Hmm, well that didn’t work as expected. Time to see what others have done. Hopefully I can find a compass for what to do.

Jay Johnson from Levvel’s Experience

First reasonable hit from the web search was Testing RabbitMQ Clustering using Docker – Part 1 which could be a gold vein of what I am looking for. They took the approach of rolling their own container. The article was written in 2015, so there is real possibility official RabbitMQ images weren’t available. Although curiously they do use docker-compose back when the tool was written in Python. No idea it was available back then.

Not bad for a guide so early in the product cycle.

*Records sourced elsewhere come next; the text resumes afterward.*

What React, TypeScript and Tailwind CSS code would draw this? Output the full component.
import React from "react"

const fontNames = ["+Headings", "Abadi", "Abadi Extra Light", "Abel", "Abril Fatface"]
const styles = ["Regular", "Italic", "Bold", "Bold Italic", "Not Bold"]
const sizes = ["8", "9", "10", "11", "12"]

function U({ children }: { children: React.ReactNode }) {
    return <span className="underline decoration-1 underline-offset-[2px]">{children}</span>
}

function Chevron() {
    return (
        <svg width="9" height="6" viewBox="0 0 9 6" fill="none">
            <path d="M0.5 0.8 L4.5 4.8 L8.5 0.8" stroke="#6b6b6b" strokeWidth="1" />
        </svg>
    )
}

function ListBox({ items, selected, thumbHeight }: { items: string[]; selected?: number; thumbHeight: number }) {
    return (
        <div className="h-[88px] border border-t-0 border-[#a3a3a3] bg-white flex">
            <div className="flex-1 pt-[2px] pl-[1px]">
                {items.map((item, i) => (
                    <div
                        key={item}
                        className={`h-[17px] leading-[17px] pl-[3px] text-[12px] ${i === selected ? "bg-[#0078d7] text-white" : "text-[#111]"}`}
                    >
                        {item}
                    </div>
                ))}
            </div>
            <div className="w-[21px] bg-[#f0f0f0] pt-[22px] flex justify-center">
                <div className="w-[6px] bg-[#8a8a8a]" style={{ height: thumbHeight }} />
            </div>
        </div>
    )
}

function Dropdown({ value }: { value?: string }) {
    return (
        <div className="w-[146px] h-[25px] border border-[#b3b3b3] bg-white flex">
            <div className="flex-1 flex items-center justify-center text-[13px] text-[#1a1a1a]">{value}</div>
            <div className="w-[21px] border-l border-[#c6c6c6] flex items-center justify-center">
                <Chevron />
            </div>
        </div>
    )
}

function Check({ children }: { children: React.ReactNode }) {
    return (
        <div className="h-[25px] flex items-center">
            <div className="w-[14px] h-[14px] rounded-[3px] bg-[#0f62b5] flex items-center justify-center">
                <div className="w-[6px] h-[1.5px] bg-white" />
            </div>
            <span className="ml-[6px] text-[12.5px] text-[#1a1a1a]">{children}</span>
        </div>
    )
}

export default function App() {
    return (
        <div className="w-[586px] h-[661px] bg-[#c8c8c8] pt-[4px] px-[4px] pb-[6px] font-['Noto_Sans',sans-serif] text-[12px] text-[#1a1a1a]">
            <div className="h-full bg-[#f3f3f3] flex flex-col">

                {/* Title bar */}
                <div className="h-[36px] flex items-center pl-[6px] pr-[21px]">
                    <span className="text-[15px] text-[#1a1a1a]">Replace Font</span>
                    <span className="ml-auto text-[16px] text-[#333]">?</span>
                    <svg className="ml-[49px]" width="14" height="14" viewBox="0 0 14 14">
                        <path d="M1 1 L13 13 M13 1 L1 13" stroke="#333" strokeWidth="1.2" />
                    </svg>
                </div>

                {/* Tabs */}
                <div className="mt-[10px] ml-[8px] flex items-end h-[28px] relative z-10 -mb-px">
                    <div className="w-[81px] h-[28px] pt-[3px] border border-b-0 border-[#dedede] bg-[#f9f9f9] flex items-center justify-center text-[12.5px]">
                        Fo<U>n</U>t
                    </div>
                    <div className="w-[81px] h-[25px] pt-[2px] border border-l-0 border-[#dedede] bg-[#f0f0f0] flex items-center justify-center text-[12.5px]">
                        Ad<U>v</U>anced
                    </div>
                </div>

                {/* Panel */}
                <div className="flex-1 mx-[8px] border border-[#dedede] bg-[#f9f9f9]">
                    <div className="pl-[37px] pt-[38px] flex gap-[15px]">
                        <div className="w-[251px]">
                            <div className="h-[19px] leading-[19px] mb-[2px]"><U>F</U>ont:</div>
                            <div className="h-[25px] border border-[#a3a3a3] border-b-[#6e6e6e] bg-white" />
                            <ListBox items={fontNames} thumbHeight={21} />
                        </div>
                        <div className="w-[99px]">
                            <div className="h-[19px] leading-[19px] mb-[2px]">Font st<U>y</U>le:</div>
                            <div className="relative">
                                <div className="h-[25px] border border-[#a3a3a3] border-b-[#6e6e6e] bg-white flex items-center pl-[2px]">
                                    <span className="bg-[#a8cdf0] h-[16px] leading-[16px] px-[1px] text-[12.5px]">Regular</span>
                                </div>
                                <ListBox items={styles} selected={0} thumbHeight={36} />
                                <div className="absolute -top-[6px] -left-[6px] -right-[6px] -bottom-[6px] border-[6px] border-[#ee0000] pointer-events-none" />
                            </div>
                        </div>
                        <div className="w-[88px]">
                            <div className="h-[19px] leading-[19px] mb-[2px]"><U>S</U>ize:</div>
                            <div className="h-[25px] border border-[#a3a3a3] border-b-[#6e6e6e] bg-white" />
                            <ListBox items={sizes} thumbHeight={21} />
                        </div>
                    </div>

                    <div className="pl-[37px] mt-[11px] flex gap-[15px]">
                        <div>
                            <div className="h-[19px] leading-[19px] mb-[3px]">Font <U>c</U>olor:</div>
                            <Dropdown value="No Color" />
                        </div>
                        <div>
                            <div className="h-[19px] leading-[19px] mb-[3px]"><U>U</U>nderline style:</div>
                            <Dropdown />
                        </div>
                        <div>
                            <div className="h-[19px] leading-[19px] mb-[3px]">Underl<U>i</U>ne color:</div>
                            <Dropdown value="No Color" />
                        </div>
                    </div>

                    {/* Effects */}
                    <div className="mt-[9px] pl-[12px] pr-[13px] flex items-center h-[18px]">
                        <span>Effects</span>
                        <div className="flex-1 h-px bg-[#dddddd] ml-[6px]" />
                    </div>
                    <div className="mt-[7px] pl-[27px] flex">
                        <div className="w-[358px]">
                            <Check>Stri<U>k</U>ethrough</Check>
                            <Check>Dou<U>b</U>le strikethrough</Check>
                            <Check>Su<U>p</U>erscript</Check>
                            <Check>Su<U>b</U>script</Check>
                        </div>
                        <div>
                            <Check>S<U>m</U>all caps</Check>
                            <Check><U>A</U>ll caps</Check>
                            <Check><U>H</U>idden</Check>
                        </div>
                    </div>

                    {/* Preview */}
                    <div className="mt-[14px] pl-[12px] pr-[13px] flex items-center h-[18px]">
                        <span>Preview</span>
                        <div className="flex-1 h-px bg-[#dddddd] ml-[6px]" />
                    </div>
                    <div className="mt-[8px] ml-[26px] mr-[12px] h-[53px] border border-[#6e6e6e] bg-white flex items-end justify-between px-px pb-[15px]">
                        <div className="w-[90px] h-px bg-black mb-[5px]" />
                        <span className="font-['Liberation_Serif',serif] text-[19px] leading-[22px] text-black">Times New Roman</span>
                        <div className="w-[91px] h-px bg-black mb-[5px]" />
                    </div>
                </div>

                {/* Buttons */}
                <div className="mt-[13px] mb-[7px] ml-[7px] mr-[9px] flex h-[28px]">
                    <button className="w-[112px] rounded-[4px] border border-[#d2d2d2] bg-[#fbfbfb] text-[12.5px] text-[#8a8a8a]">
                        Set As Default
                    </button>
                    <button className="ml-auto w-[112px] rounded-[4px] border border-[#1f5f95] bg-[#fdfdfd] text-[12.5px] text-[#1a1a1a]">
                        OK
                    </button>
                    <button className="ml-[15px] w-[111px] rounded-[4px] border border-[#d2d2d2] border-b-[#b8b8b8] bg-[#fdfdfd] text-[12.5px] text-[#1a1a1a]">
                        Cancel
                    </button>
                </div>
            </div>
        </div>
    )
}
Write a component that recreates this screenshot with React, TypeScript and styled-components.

I wonder what lessons I can glean from it. Interestingly they use pre-baked magic cookies an a custom entry point. The config file which is baked into the image does not appear to utilize any of the clustering features. The start script is hopefully the meant of how they configure the image. Interestingly the images do not setup the initial plugins until the begins execution instead of during the build phase. Perhaps it depends on a special identifiers from the instance or the start time for them is insignificant.

A container from their example runs in one of two modes: either as the initial master node or as a clustered node. The master node is brought up without any special tuning. The clustered nodes run the additional commands rabbitmqctl join_cluster rabbit@$CLUSTER_WITH or rabbitmqctl join_cluster --ram rabbit@$CLUSTER_WITH depending if they are a RAM node.

Logs are kept within the container and tailed.

The major lessons from this article: another configuration mechanism is to ask RabbitMQ to join a cluster via the command line in the form rabbit@host. This may or may not need the Erlang VMs already clustered.

I will need to return to this exploration at a later date.